Quick and Easy Garden Obelisk

In an effort to "dress up" the side of our garage in the back yard, we've planted some climbing roses and other plants.  I have my vegetable beds along the left side but the right side was lacking in height, visually. Plus, the roses needed something to climb and there is such a thing as lattice-overkill.  Using some scrap wood (cheap pine firring strips) and some left-over stain, I made this quick rough garden obelisk.  This is by no means a fine-craftsman job but it is a quick project and looks rather nice once its in place...because that's what counts when we're talking "quick crafts". Here's how it's done:
You will need:
-2" wide firring strips (usually purchased by the bundle, we will use less than a bundle)
-Small square or rectangular block of scrap wood
-Staple or screw gun
-Measuring tape
-Stain/polyurethane in the color of your choosing
Gather (4) of the firring strips and make sure they are equal lengths. Mine were all 4 feet, perfect. 
Attach the very tips of all four strips the top of each side of the wood block ( I used nails here but the staple gun would work too). You want to be able to part the bottoms as you stand it up so that the four legs are spread out.
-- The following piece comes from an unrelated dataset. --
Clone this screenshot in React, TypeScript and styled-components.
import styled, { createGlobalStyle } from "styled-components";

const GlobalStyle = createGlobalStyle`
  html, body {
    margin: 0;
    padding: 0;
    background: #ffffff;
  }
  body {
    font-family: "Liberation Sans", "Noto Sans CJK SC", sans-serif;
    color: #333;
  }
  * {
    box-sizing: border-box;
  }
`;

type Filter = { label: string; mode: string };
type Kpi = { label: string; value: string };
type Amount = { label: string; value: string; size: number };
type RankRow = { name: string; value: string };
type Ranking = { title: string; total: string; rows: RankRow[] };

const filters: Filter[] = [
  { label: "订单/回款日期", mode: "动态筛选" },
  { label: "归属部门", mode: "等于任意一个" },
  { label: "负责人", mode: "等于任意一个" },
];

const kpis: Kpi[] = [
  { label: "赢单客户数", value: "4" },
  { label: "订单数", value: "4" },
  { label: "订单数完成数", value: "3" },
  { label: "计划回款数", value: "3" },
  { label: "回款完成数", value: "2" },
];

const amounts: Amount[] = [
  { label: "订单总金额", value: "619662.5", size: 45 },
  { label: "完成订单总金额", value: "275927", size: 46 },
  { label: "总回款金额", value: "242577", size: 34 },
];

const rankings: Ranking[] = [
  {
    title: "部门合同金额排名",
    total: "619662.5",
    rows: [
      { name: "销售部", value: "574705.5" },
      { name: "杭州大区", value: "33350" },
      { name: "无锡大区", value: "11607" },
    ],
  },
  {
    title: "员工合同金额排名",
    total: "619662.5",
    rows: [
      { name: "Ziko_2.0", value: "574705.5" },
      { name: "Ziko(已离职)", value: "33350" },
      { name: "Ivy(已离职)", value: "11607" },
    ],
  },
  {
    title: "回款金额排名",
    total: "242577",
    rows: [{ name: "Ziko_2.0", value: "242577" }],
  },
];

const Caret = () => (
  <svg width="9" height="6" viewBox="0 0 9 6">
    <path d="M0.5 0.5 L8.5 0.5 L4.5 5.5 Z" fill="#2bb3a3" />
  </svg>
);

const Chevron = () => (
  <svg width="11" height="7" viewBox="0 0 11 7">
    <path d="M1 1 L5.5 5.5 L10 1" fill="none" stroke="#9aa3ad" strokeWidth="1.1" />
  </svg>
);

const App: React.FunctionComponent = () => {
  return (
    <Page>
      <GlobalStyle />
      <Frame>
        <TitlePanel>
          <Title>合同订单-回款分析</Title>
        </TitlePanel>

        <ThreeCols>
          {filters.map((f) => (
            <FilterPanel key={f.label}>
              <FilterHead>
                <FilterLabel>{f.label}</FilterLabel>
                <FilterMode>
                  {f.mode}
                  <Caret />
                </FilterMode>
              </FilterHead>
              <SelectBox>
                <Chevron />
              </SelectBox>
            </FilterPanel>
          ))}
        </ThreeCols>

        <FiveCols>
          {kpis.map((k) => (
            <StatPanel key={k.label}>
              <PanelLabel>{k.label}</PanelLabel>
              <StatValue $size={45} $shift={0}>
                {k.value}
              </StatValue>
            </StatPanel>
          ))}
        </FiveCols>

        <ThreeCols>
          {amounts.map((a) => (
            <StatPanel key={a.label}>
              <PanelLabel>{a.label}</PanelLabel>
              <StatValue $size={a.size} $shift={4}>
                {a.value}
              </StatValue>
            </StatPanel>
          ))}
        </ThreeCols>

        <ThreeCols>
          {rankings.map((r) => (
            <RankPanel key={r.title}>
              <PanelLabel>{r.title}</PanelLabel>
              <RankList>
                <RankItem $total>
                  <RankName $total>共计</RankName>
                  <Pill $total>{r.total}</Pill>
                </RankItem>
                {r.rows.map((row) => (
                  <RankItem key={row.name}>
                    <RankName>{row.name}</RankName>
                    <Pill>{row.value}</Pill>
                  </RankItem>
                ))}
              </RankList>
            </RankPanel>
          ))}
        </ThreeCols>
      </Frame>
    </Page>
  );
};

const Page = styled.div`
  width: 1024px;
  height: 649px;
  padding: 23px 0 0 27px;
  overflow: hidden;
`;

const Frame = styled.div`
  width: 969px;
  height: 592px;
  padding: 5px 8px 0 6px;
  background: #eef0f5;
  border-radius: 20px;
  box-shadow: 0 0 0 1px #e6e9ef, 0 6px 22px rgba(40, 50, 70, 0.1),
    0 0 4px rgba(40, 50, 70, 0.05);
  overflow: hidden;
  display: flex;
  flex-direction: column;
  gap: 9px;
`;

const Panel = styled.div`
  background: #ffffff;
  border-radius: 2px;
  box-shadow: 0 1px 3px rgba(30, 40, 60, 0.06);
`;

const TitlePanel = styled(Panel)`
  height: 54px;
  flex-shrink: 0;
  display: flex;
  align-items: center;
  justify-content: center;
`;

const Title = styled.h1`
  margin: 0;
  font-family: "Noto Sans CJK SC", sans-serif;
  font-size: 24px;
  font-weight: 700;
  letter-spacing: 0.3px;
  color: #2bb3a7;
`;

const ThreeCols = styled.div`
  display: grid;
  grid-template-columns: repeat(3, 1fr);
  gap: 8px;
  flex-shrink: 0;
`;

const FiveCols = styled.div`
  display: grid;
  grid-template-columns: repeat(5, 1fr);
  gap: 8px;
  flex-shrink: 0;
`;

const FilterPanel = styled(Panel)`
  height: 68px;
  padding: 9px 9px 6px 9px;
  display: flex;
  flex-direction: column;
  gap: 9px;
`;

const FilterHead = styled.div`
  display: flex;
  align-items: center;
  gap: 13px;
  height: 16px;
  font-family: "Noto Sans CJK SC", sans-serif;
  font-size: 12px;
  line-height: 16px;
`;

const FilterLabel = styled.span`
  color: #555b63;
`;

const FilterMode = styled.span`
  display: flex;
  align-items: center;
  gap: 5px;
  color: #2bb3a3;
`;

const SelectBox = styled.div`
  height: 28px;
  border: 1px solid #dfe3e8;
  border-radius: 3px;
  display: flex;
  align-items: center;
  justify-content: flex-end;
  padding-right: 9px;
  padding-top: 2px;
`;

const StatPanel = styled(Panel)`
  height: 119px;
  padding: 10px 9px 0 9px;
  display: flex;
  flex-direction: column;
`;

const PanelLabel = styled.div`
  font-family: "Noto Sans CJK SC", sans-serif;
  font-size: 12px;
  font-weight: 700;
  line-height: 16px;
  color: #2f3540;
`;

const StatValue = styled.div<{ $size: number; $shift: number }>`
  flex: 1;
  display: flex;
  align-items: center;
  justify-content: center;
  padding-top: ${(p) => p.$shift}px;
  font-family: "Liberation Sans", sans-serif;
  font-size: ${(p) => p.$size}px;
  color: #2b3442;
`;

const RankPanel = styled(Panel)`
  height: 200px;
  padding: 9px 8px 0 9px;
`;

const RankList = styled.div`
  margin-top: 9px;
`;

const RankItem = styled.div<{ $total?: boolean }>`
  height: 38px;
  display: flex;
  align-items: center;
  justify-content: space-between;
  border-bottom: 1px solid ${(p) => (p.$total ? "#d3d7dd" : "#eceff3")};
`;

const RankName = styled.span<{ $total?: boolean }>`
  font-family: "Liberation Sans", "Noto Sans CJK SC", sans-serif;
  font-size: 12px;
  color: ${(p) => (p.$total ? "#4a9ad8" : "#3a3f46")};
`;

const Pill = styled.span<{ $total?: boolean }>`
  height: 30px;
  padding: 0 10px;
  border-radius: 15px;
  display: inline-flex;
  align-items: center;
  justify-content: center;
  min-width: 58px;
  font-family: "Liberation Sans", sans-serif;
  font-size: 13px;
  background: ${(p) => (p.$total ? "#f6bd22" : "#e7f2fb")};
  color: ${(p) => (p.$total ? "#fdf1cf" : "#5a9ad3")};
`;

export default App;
Measure out (4) pieces for the bottom horizontal rungs (mine were about 1') and screw or staple on.  Next, measure (4) smaller rungs for the top row (mine were 6" here) and attach.
Lastly, attach four vertical, 2.5' pieces as a decorative touch. Bring the tops up about 2"above the wooden block to conceal it and to create somewhat of a point.
 Stain with the color of your choice and place in garden.  It helps to push the feet into the dirt a bit for added stability.
Above all, look how happy the roses are! Big smiley face right there.  I'm looking forward to making a few different shape and sizes for some of our other garden areas.  I may even splurge on a few toppers, like a decorative finial or two, what do you think?